Szczególnie Internet jest teraz pełen bezwartościowych ofert i inicjatyw tych, którzy postanowili "wyruszyć po miliony". Zaśmiecają jedynie przestrzeń wirtualną czasem zdobywając, niestety, te miliony żerowaniem na naiwności ludzkiej.

To o to chodzi teraz "młodym, zdolnym"?

Pozdrawiam

Zdecydowanie chodzi o zdobywanie doświadczenia. Jeśli będziesz się uczył od zera, mając już oddech banku na karku, może się okazać, że finał tej przygody będzie tragiczny.

konto usunięte

Temat: Zakładam sklep typu "warzywniak"

Michał Ksiądzyna:
Mówię z doświadczenia - kontakty to się biorą z nieba, czy jednak potrzebne są pewne umiejętności, chociażby etyczne podejście we współpracy?

śmiem twierdzić,że być może moje doświadczenie jest nieco większe niż Twoje a etyka we współpracy - to chyba nie w Polsce...
Jak ktoś wiele potrafi, zwłaszcza jeśli jest mało innych osób, które też to potrafią, to kapitał sam wpada w rączki, jeśli są pracowite.
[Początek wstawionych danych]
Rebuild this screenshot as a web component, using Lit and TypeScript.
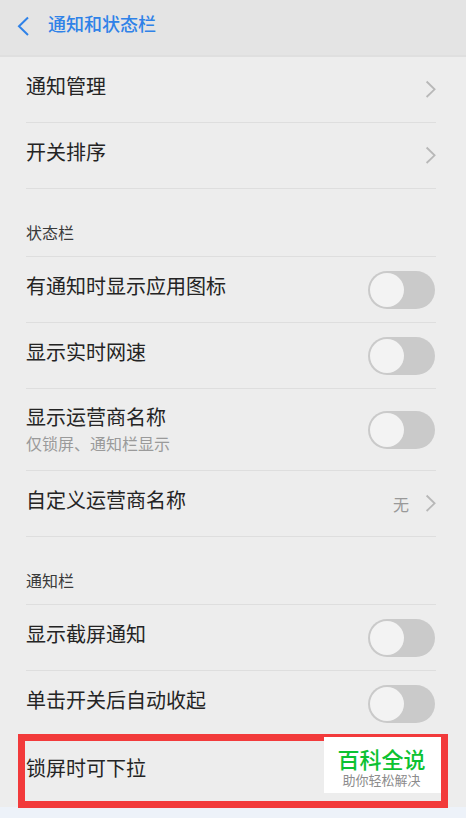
import { LitElement, html, css } from "lit";
import { customElement, property } from "lit/decorators.js";

@customElement("chevron-icon")
class ChevronIcon extends LitElement {
  static styles = css`
    :host {
      display: block;
      width: 12px;
      height: 20px;
    }
    .icon {
      display: block;
      fill: none;
      stroke: #b8b8b8;
      stroke-width: 1.8;
    }
  `;
  render() {
    return html`<svg class="icon" width="12" height="20" viewBox="0 0 12 20" aria-hidden="true">
      <path d="M2.6 1.5 10.6 9.3 2.6 17" />
    </svg>`;
  }
}

@customElement("link-row")
class LinkRow extends LitElement {
  @property() label = "";
  @property() value = "";

  static styles = css`
    :host {
      display: block;
    }
    .row {
      box-sizing: border-box;
      display: flex;
      align-items: center;
      min-height: 66px;
      border-bottom: 1px solid #dedede;
      color: #242424;
      text-decoration: none;
    }
    .label {
      flex: 1;
      padding-bottom: 8px;
      font-size: 20px;
      line-height: 28px;
    }
    .value {
      margin-right: 15px;
      font-size: 16px;
      line-height: 20px;
      color: #999;
    }
  `;
  render() {
    return html`<a class="row" href="#">
      <span class="label">${this.label}</span>
      ${this.value ? html`<span class="value">${this.value}</span>` : ""}
      <chevron-icon></chevron-icon>
    </a>`;
  }
}

@customElement("switch-row")
class SwitchRow extends LitElement {
  @property() label = "";
  @property() note = "";

  static styles = css`
    :host {
      display: block;
    }
    .row {
      box-sizing: border-box;
      display: flex;
      align-items: center;
      min-height: 66px;
      border-bottom: 1px solid #dedede;
      color: #242424;
    }
    .tall {
      min-height: 82px;
    }
    .text {
      flex: 1;
      padding-bottom: 8px;
      font-size: 20px;
      line-height: 28px;
    }
    .tall .text {
      padding-bottom: 2px;
    }
    .note {
      display: block;
      font-size: 16px;
      line-height: 24px;
      color: #9a9a9a;
    }
    .switch {
      appearance: none;
      box-sizing: border-box;
      display: flex;
      flex: none;
      width: 67px;
      height: 38px;
      margin: 0 1px 0 0;
      padding: 2px;
      border-radius: 19px;
      background: #cacaca;
    }
    .switch::before {
      content: "";
      width: 34px;
      height: 34px;
      border-radius: 50%;
      background: #f3f3f3;
    }
    .switch:checked {
      justify-content: flex-end;
      background: #1f7eea;
    }
  `;
  render() {
    return html`<label class="row ${this.note ? "tall" : ""}">
      <span class="text">
        ${this.label}${this.note ? html`<span class="note">${this.note}</span>` : ""}
      </span>
      <input class="switch" type="checkbox" role="switch" />
    </label>`;
  }
}

@customElement("app-root")
class AppRoot extends LitElement {
  static styles = css`
    :host {
      display: block;
      min-height: 100vh;
      background: #edf2f9;
      font-family: "Noto Sans CJK SC", sans-serif;
    }
    .screen {
      background: #ededed;
    }
    .header {
      box-sizing: border-box;
      display: flex;
      align-items: flex-start;
      gap: 16px;
      height: 57px;
      padding: 10px 16px 0;
      border-bottom: 2px solid #dfdfdf;
      background: #e4e4e4;
    }
    .back {
      margin: 6px 0 0;
      padding: 0;
      border: 0;
      background: none;
      cursor: pointer;
    }
    .back-icon {
      display: block;
      fill: none;
      stroke: #2f82e8;
      stroke-width: 2;
    }
    .title {
      margin: 0;
      font-size: 18px;
      font-weight: 500;
      line-height: 26px;
      color: #2f82e8;
    }
    .list {
      padding: 0 30px 0 26px;
    }
    .section {
      box-sizing: border-box;
      display: flex;
      align-items: flex-end;
      height: 68px;
      margin: 0;
      padding-bottom: 12px;
      border-bottom: 1px solid #dedede;
      font-size: 16px;
      font-weight: 400;
      line-height: 24px;
      color: #3a3a3a;
    }
    .last {
      position: relative;
      display: flex;
      align-items: center;
      height: 70px;
    }
    .last-label {
      padding-bottom: 8px;
      font-size: 20px;
      line-height: 28px;
      color: #242424;
    }
    .frame {
      position: absolute;
      inset: -3px -12px -1px -8px;
      border: 7px solid #f23a3b;
      pointer-events: none;
    }
    .badge {
      position: absolute;
      top: 0;
      right: -5px;
      box-sizing: border-box;
      width: 117px;
      height: 56px;
      padding: 8px 2px 0 0;
      background: #fff;
      text-align: center;
    }
    .badge-name {
      display: block;
      font-size: 22px;
      font-weight: 500;
      line-height: 26px;
      color: #0cc232;
    }
    .badge-note {
      display: block;
      font-size: 13px;
      line-height: 18px;
      color: #8c8c8c;
    }
  `;
  render() {
    return html`<div class="screen">
      <header class="header">
        <button class="back" aria-label="返回">
          <svg class="back-icon" width="16" height="20" viewBox="0 0 16 20">
            <path d="M12 1.5 3 10.3 12 19" />
          </svg>
        </button>
        <h1 class="title">通知和状态栏</h1>
      </header>
      <main class="list">
        <link-row label="通知管理"></link-row>
        <link-row label="开关排序"></link-row>
        <h2 class="section">状态栏</h2>
        <switch-row label="有通知时显示应用图标"></switch-row>
        <switch-row label="显示实时网速"></switch-row>
        <switch-row label="显示运营商名称" note="仅锁屏、通知栏显示"></switch-row>
        <link-row label="自定义运营商名称" value="无"></link-row>
        <h2 class="section">通知栏</h2>
        <switch-row label="显示截屏通知"></switch-row>
        <switch-row label="单击开关后自动收起"></switch-row>
        <div class="last">
          <span class="last-label">锁屏时可下拉</span>
          <div class="frame"></div>
          <div class="badge">
            <span class="badge-name">百科全说</span>
            <span class="badge-note">助你轻松解决</span>
          </div>
        </div>
      </main>
    </div>`;
  }
}
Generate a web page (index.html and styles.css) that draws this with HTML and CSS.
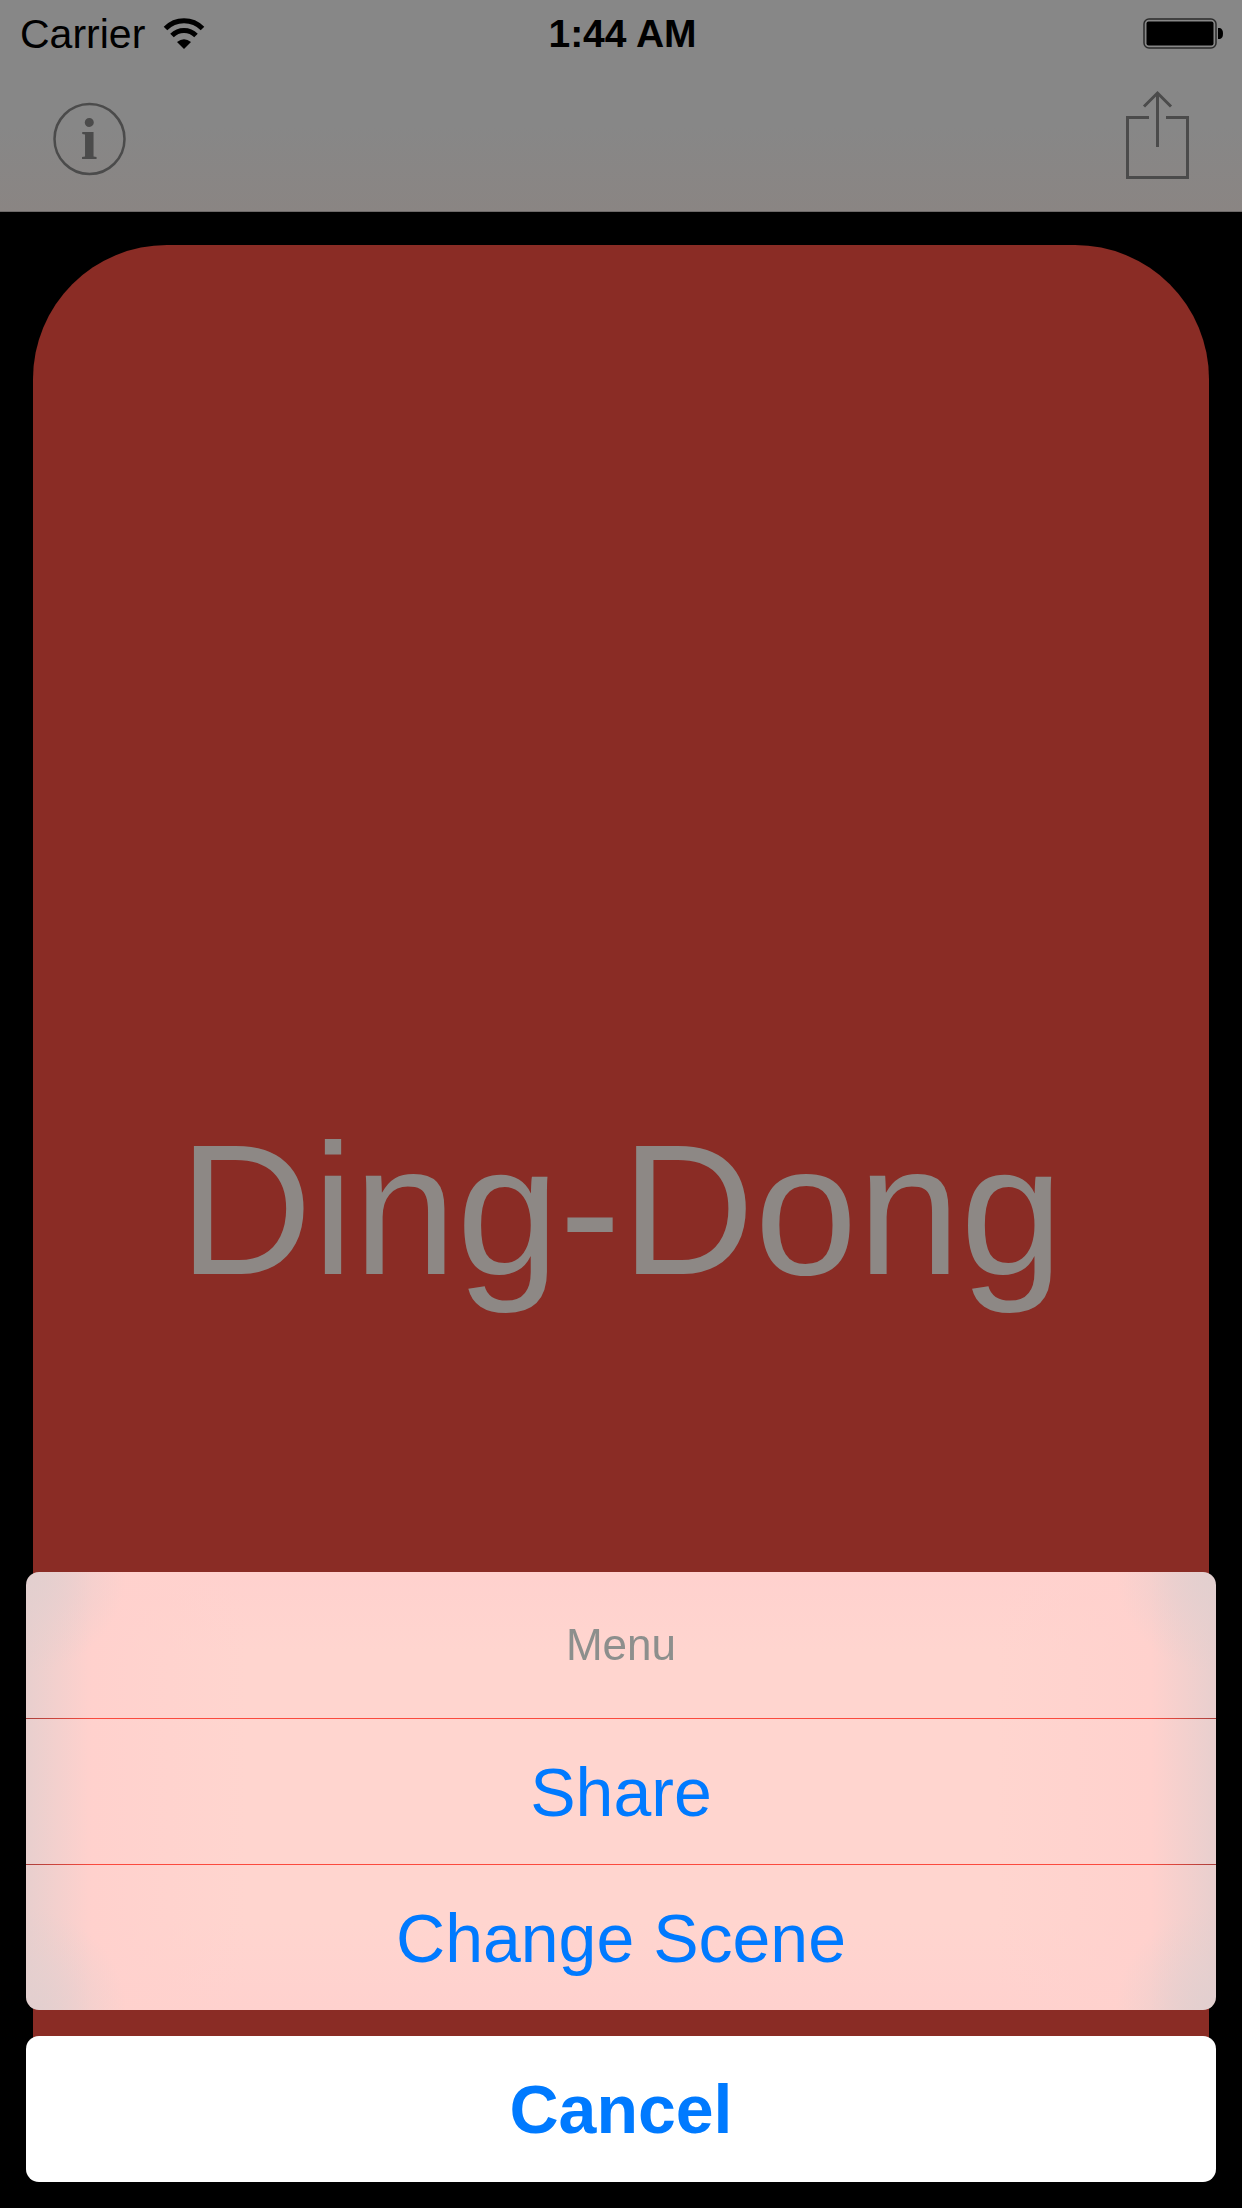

oczywiście, że kompetencje i pracowitość pomagają - ale jeśli masz oczy szeroko otwarte to niestety i doza szczęścia jest potrzebna

ponoć trzeba z pomysłem trafić we właściwe miejsce, we właściwym czasie i co najważniejsze na właściwych ludzi

konto usunięte

Temat: Zakładam sklep typu "warzywniak"

Dariusz G.: o szybką kasę bez wysiłku, czy o budowanie czegoś na lata...?

mnie interesuje to na lata właśnie

i tylko się zacząłem zastanawiać, do której
kategorii się dopisać? młodych, zdolnych? czy starych i niezdolnych? ;) a może młody i niezdolny? albo stary i zdolny? zaiste ciężki dylemat.